Thursday, 27 September 2012

Banking Sector - Well-positioned to absorb possible lower vehicle prices OVERWEIGHT


- Press reports highlight possible changes to tariff and tax structure for auto vehicles. The press recently reported there may be a review of tariff and tax structure for the auto industry, which could result in a cut in excise duty on vehicles.

- Banks are generally not overly concerned. If car prices were to decline, we foresee some impact to loan loss provisioning for the banks. Most banks hinted that any adjustments to loan loss provisioning, if required, are not expected to be substantial given that auto impaired loans are low. In addition, floor stocking financing to car dealers do not make up a substation portion of working capital loans.   

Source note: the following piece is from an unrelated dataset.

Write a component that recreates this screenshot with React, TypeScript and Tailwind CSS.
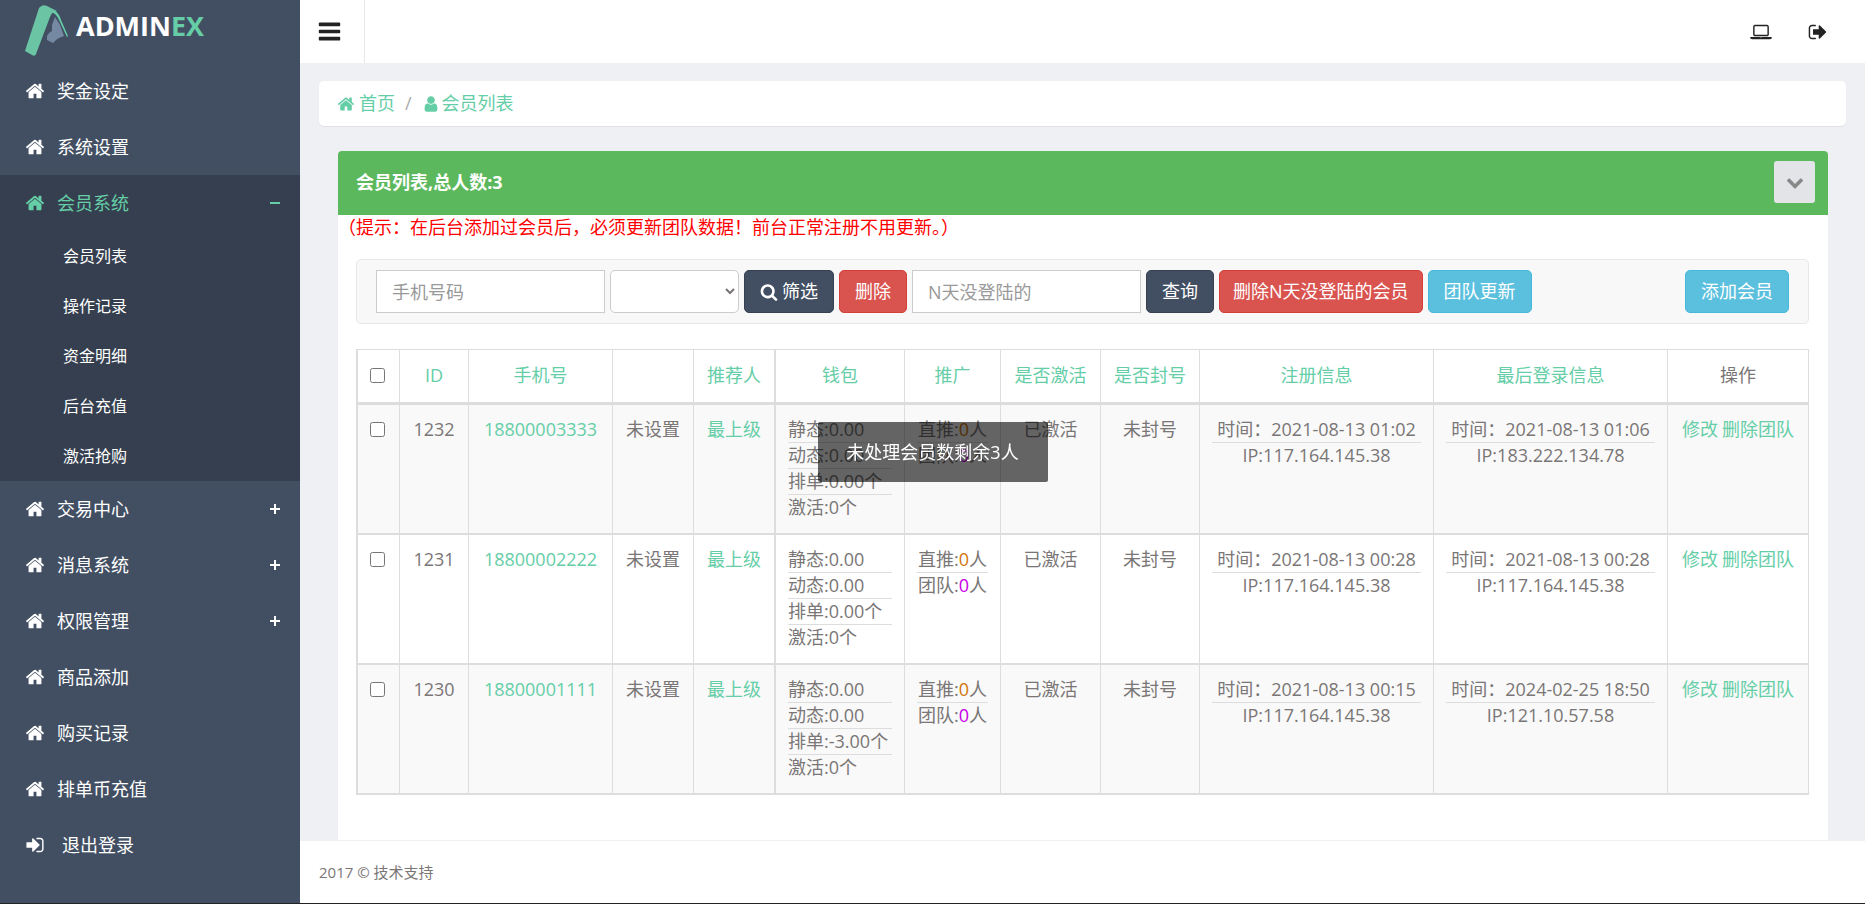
import React from 'react';

const ICONS = {
  home: 'M1472 992v480q0 26-19 45t-45 19h-384v-384h-256v384h-384q-26 0-45-19t-19-45v-480q0-1 .5-3t.5-3l575-474 575 474q1 2 1 6zm223-69l-62 74q-8 9-21 11h-3q-13 0-21-7l-692-577-692 577q-12 8-24 7-13-2-21-11l-62-74q-8-10-7-23.5t11-21.5l719-599q32-26 76-26t76 26l244 204v-195q0-14 9-23t23-9h192q14 0 23 9t9 23v408l219 182q10 8 11 21.5t-7 23.5z',
  user: 'M1536 1399q0 109-62.5 187t-150.5 78h-854q-88 0-150.5-78t-62.5-187q0-85 8.5-160.5t31.5-152 58.5-131 94-89 134.5-34.5q131 128 313 128t313-128q76 0 134.5 34.5t94 89 58.5 131 31.5 152 8.5 160.5zm-256-887q0 159-112.5 271.5t-271.5 112.5-271.5-112.5-112.5-271.5 112.5-271.5 271.5-112.5 271.5 112.5 112.5 271.5z',
  bars: 'M1664 1344v128q0 26-19 45t-45 19h-1408q-26 0-45-19t-19-45v-128q0-26 19-45t45-19h1408q26 0 45 19t19 45zm0-512v128q0 26-19 45t-45 19h-1408q-26 0-45-19t-19-45v-128q0-26 19-45t45-19h1408q26 0 45 19t19 45zm0-512v128q0 26-19 45t-45 19h-1408q-26 0-45-19t-19-45v-128q0-26 19-45t45-19h1408q26 0 45 19t19 45z',
  search: 'M1216 832q0-185-131.5-316.5t-316.5-131.5-316.5 131.5-131.5 316.5 131.5 316.5 316.5 131.5 316.5-131.5 131.5-316.5zm512 832q0 52-38 90t-90 38q-54 0-90-38l-343-342q-179 124-399 124-143 0-273.5-55.5t-225-150-150-225-55.5-273.5 55.5-273.5 150-225 225-150 273.5-55.5 273.5 55.5 225 150 150 225 55.5 273.5q0 220-124 399l343 343q37 37 37 90z',
  signIn: 'M1312 896q0 26-19 45l-544 544q-19 19-45 19t-45-19-19-45v-288h-448q-26 0-45-19t-19-45v-384q0-26 19-45t45-19h448v-288q0-26 19-45t45-19 45 19l544 544q19 19 19 45zm352-352v704q0 119-84.5 203.5t-203.5 84.5h-320q-13 0-22.5-9.5t-9.5-22.5q0-4-1-20t-.5-26.5 3-23.5 10-19.5 20.5-6.5h320q66 0 113-47t47-113v-704q0-66-47-113t-113-47h-312l-11.5-1-11.5-3-8-5.5-7-9-2-13.5q0-4-1-20t-.5-26.5 3-23.5 10-19.5 20.5-6.5h320q119 0 203.5 84.5t84.5 203.5z',
  signOut: 'M704 1440q0 4 1 20t.5 26.5-3 23.5-10 19.5-20.5 6.5h-320q-119 0-203.5-84.5t-84.5-203.5v-704q0-119 84.5-203.5t203.5-84.5h320q13 0 22.5 9.5t9.5 22.5q0 4 1 20t.5 26.5-3 23.5-10 19.5-20.5 6.5h-320q-66 0-113 47t-47 113v704q0 66 47 113t113 47h312l11.5 1 11.5 3 8 5.5 7 9 2 13.5zm928-544q0 26-19 45l-544 544q-19 19-45 19t-45-19-19-45v-288h-448q-26 0-45-19t-19-45v-384q0-26 19-45t45-19h448v-288q0-26 19-45t45-19 45 19l544 544q19 19 19 45z',
  laptop: 'M416 1280q-66 0-113-47t-47-113v-704q0-66 47-113t113-47h1088q66 0 113 47t47 113v704q0 66-47 113t-113 47h-1088zm-32-864v704q0 13 9.5 22.5t22.5 9.5h1088q13 0 22.5-9.5t9.5-22.5v-704q0-13-9.5-22.5t-22.5-9.5h-1088q-13 0-22.5 9.5t-9.5 22.5zm1376 928h160v96q0 40-47 68t-113 28h-1600q-66 0-113-28t-47-68v-96h1760zm-720 96q16 0 16-16t-16-16h-160q-16 0-16 16t16 16h160z',
  chevron: 'M1683 808l-742 741q-19 19-45 19t-45-19l-742-741q-19-19-19-45.5t19-45.5l166-165q19-19 45-19t45 19l531 531 531-531q19-19 45-19t45 19l166 165q19 19 19 45.5t-19 45.5z',
};

interface IconProps {
  name: keyof typeof ICONS;
  className?: string;
}

const Icon: React.FC<IconProps> = ({ name, className }) => (
  <svg viewBox={name === 'laptop' ? '0 0 1920 1792' : '0 0 1792 1792'} className={className} fill="currentColor" aria-hidden="true">
    <path d={ICONS[name]} />
  </svg>
);

const Logo: React.FC = () => (
  <a href="#" className="flex h-[63px] items-start pl-[25px] pt-[5px]">
    <svg viewBox="0 0 44 52" className="h-[52px] w-[44px] shrink-0" aria-hidden="true">
      <path d="M30 12 L35 20 L39 31 L34 33 L31 35 L28 38 L22 35 L22 31 L24 28 L27 26 L27 20 Z" fill="#7589a3" />
      <path d="M29 5 Q34 8 36 15 L43 31 L42 32 L34 15 Q31 8 26 7 Z" fill="#65cea7" />
      <path d="M14 3 Q17 -1 22 1 L32 6 Q27 6 25 12 L11 49 Q10 52 7 50 L0 46 Z" fill="#6bc5a4" />
    </svg>
    <span className="ml-[7px] text-[27px] leading-[42px] font-bold text-white">
      ADMIN<span className="text-[#65cea7]">EX</span>
    </span>
  </a>
);

interface NavItem {
  label: string;
  icon?: keyof typeof ICONS;
  children?: string[];
  open?: boolean;
}

const NAV: NavItem[] = [
  { label: '奖金设定' },
  { label: '系统设置' },
  { label: '会员系统', open: true, children: ['会员列表', '操作记录', '资金明细', '后台充值', '激活抢购'] },
  { label: '交易中心', children: [] },
  { label: '消息系统', children: [] },
  { label: '权限管理', children: [] },
  { label: '商品添加' },
  { label: '购买记录' },
  { label: '排单币充值' },
  { label: '退出登录', icon: 'signIn' },
];

const Sidebar: React.FC = () => (
  <aside className="w-[300px] shrink-0 bg-[#424f63] text-white">
    <Logo />
    <ul>
      {NAV.map((item) => (
        <li key={item.label} className={item.open ? 'bg-[#353f4f]' : ''}>
          <a href="#" className={`flex h-14 items-center pr-5 pl-[25px] ${item.open ? 'text-[#65cea7]' : ''}`}>
            <Icon name={item.icon ?? 'home'} className="h-5 w-5" />
            <span className={item.icon ? 'ml-[17px]' : 'ml-3'}>{item.label}</span>
            {item.children && (
              <svg viewBox="0 0 10 10" className="ml-auto h-[10px] w-[10px]" fill="currentColor" aria-hidden="true">
                <path d={item.open ? 'M0 4h10v2H0z' : 'M0 4h4V0h2v4h4v2H6v4H4V6H0z'} />
              </svg>
            )}
          </a>
          {item.open && (
            <ul>
              {item.children?.map((child) => (
                <li key={child}>
                  <a href="#" className="flex h-[50px] items-center pl-[63px] text-[16px]">{child}</a>
                </li>
              ))}
            </ul>
          )}
        </li>
      ))}
    </ul>
  </aside>
);

const BUTTON = 'flex h-[43px] shrink-0 items-center rounded-[5px] border text-white';
const INPUT = 'h-[43px] w-[229px] border border-[#ccc] bg-white px-[15px] placeholder:text-[#999]';

const FilterBar: React.FC = () => (
  <form className="flex h-[65px] items-center gap-[5px] rounded-[5px] border border-[#e7e7e7] bg-[#f8f8f8] px-[19px]">
    <input type="text" aria-label="手机号码" placeholder="手机号码" className={INPUT} />
    <select aria-label="筛选条件" className="h-[43px] w-[129px] rounded-[5px] border border-[#ccc] bg-white">
      <option></option>
    </select>
    <button type="button" className={`${BUTTON} border-[#374152] bg-[#424f63] px-[15px]`}>
      <Icon name="search" className="mr-1 h-[18px] w-[18px]" />筛选
    </button>
    <button type="button" className={`${BUTTON} border-[#d43f3a] bg-[#d9534f] px-[15px]`}>删除</button>
    <input type="text" aria-label="N天没登陆的" placeholder="N天没登陆的" className={INPUT} />
    <button type="button" className={`${BUTTON} border-[#374152] bg-[#424f63] px-[15px]`}>查询</button>
    <button type="button" className={`${BUTTON} border-[#d43f3a] bg-[#d9534f] px-[13px]`}>删除N天没登陆的会员</button>
    <button type="button" className={`${BUTTON} border-[#46b8da] bg-[#5bc0de] px-[15px]`}>团队更新</button>
    <button type="button" className={`${BUTTON} ml-auto border-[#46b8da] bg-[#5bc0de] px-[15px]`}>添加会员</button>
  </form>
);

const HEADERS = ['ID', '手机号', '', '推荐人', '钱包', '推广', '是否激活', '是否封号', '注册信息', '最后登录信息'];

const MEMBERS = [
  { id: 1232, phone: '18800003333', queue: '0.00', reg: ['2021-08-13 01:02', '117.164.145.38'], last: ['2021-08-13 01:06', '183.222.134.78'] },
  { id: 1231, phone: '18800002222', queue: '0.00', reg: ['2021-08-13 00:28', '117.164.145.38'], last: ['2021-08-13 00:28', '117.164.145.38'] },
  { id: 1230, phone: '18800001111', queue: '-3.00', reg: ['2021-08-13 00:15', '117.164.145.38'], last: ['2024-02-25 18:50', '121.10.57.58'] },
];

const CELL = 'border-b-2 border-l border-[#ddd] px-3 pt-3 pb-[13px] align-top';
const LINE = 'border-b border-[#ddd]';

const VisitCell: React.FC<{ info: string[] }> = ({ info }) => (
  <td className={CELL}>
    <div className={LINE}>时间：{info[0]}</div>
    <div>IP:{info[1]}</div>
  </td>
);

const MemberTable: React.FC = () => (
  <table className="w-full table-fixed border-separate border-spacing-0 border-t border-r border-[#ddd] text-center leading-[25px] whitespace-nowrap">
    <colgroup>
      <col className="w-[43px]" />
      <col className="w-[69px]" />
      <col className="w-[144px]" />
      <col className="w-[81px]" />
      <col className="w-[81px]" />
      <col className="w-[130px]" />
      <col className="w-[96px]" />
      <col className="w-[100px]" />
      <col className="w-[99px]" />
      <col className="w-[234px]" />
      <col className="w-[234px]" />
      <col className="w-[141px]" />
    </colgroup>
    <thead>
      <tr className="h-[55px]">
        <th className="border-b-3 border-l-2 border-[#ddd] pr-[2px] pb-[2px] font-normal">
          <input type="checkbox" aria-label="全选" className="mx-auto block h-[15px] w-[15px]" />
        </th>
        {HEADERS.map((header) => (
          <th key={header} className={`border-b-3 border-[#ddd] pb-[2px] font-normal text-[#65cea7] ${header === '钱包' ? 'border-l-2' : 'border-l'}`}>
            {header}
          </th>
        ))}
        <th className="border-b-3 border-l border-[#ddd] pb-[2px] font-normal">操作</th>
      </tr>
    </thead>
    <tbody>
      {MEMBERS.map((m) => (
        <tr key={m.id} className="odd:bg-[#f9f9f9]">
          <td className="border-b-2 border-l-2 border-[#ddd] pt-[17px] pr-[2px] align-top">
            <input type="checkbox" aria-label={`选择 ${m.id}`} className="mx-auto block h-[15px] w-[15px]" />
          </td>
          <td className={CELL}>{m.id}</td>
          <td className={CELL}><a href="#" className="text-[#65cea7]">{m.phone}</a></td>
          <td className={CELL}>未设置</td>
          <td className={CELL}><a href="#" className="text-[#65cea7]">最上级</a></td>
          <td className="border-b-2 border-l-2 border-[#ddd] px-3 pt-3 pb-[13px] text-left align-top">
            <div className={LINE}>静态:0.00</div>
            <div className={LINE}>动态:0.00</div>
            <div className={LINE}>排单:{m.queue}个</div>
            <div>激活:0个</div>
          </td>
          <td className={CELL}>
            <div className={LINE}>直推:<span className="text-[#d2760a]">0</span>人</div>
            <div>团队:<span className="text-[#c800e6]">0</span>人</div>
          </td>
          <td className={CELL}>已激活</td>
          <td className={CELL}>未封号</td>
          <VisitCell info={m.reg} />
          <VisitCell info={m.last} />
          <td className={CELL}>
            <span className="flex justify-center gap-1 text-[#65cea7]">
              <a href="#">修改</a>
              <a href="#">删除团队</a>
            </span>
          </td>
        </tr>
      ))}
    </tbody>
  </table>
);

const App: React.FC = () => {
  return (
    <div
      lang="zh-CN"
      className="flex min-h-screen border-b border-[#222] bg-[#eff0f4] font-['Open_Sans','Noto_Sans_CJK_SC',sans-serif] text-[18px] leading-[25px] text-[#7a7676]"
    >
      <Sidebar />
      <div className="flex min-w-0 flex-1 flex-col">
        <header className="flex h-[63px] items-center bg-white text-[#222]">
          <button type="button" aria-label="菜单" className="flex h-full w-[65px] items-center border-r border-[#e7e7e7] pl-[17px]">
            <Icon name="bars" className="h-[25px] w-[25px]" />
          </button>
          <a href="#" aria-label="前台" className="ml-auto">
            <Icon name="laptop" className="h-[20px] w-[22px]" />
          </a>
          <a href="#" aria-label="退出" className="mr-[37px] ml-[36px]">
            <Icon name="signOut" className="h-5 w-5" />
          </a>
        </header>

        <main className="flex flex-1 flex-col px-[19px] pt-[18px]">
          <nav className="flex h-[45px] items-center rounded-[5px] bg-white px-[18px] text-[#65cea7] shadow-[0_1px_1px_rgba(0,0,0,0.06)]">
            <a href="#" className="flex items-center gap-1"><Icon name="home" className="h-[18px] w-[18px]" />首页</a>
            <span className="mx-[10px] text-[#aaa]">/</span>
            <a href="#" className="flex items-center gap-[2px]"><Icon name="user" className="h-[18px] w-[18px]" />会员列表</a>
          </nav>

          <section className="mt-[25px] mr-[18px] ml-[19px] flex-1 rounded-t bg-white">
            <div className="flex h-16 items-center justify-between rounded-t bg-[#5cb85c] pr-[13px] pb-[2px] pl-[18px]">
              <h1 className="font-bold text-white">会员列表,总人数:3</h1>
              <button type="button" aria-label="收起" className="flex h-[42px] w-[41px] items-center justify-center rounded-[3px] bg-[#e3e4e8] text-[#888]">
                <Icon name="chevron" className="h-[18px] w-[18px]" />
              </button>
            </div>
            <p className="text-[#f00]">（提示：在后台添加过会员后，必须更新团队数据！前台正常注册不用更新。）</p>
            <div className="pt-[19px] pr-[19px] pl-[18px]">
              <FilterBar />
              <div className="mt-[25px]">
                <MemberTable />
              </div>
            </div>
          </section>
        </main>

        <footer className="h-[63px] border-t border-[#eff0f4] bg-white px-[19px] text-[15px] leading-[62px]">2017 © 技术支持</footer>
      </div>

      <div role="status" className="fixed top-1/2 left-1/2 flex h-[60px] w-[230px] -translate-x-1/2 -translate-y-1/2 items-center justify-center rounded-[2px] bg-black/60 text-white">
        未处理会员数剩余3人
      </div>
    </div>
  );
};

export default App;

- Average industry LGD rate for auto impaired loans is already high at 48%. The loss given default (LGD) rate for the banking industry for vehicle loan portfolio averaged 48% in 2011, meaning that for example, RM100k auto loan if in default, will lead to an average loss of RM48k.

- Worst case scenario – higher LGD by 20ppt? We foresee car prices to be adjusted downwards on a gradual basis of between 5% to 10%. Our checks with the banking industry indicate that most banks also expect car price declines, if any to be on a gradual basis. Thus, on a worst case scenario, we expect further loss of say another 20%, on top of the already higher LGD assumption of 48% for the industry, with LGD perhaps being revised to 68%. 

- Banks’ earnings well-placed to absorb additional loan loss provisioning.  Our sensitivity analysis show that banks’ earnings may decline by 4.5% to 11.2%, on this basis. However, this is based on conservative assumptions, particularly in terms of impact to the working capital loans. 

- On a more positive note, this will also address high household debt issue. Overall we would conclude that banks’ earnings are well-positioned to take a one-off adjustment to loan loss provisioning, if required, should excise duties on cars be adjusted. On a more positive note, the banking industry believes that lower car prices will likely stimulate higher loan volume as well as lower overall household debt in the longer term.  

- Maintain overweight. In conclusion, we thus do not expect a major reaction to banks’ share prices, if there were to be any adjustments to taxes for the auto industry. We maintain overweight on the sector.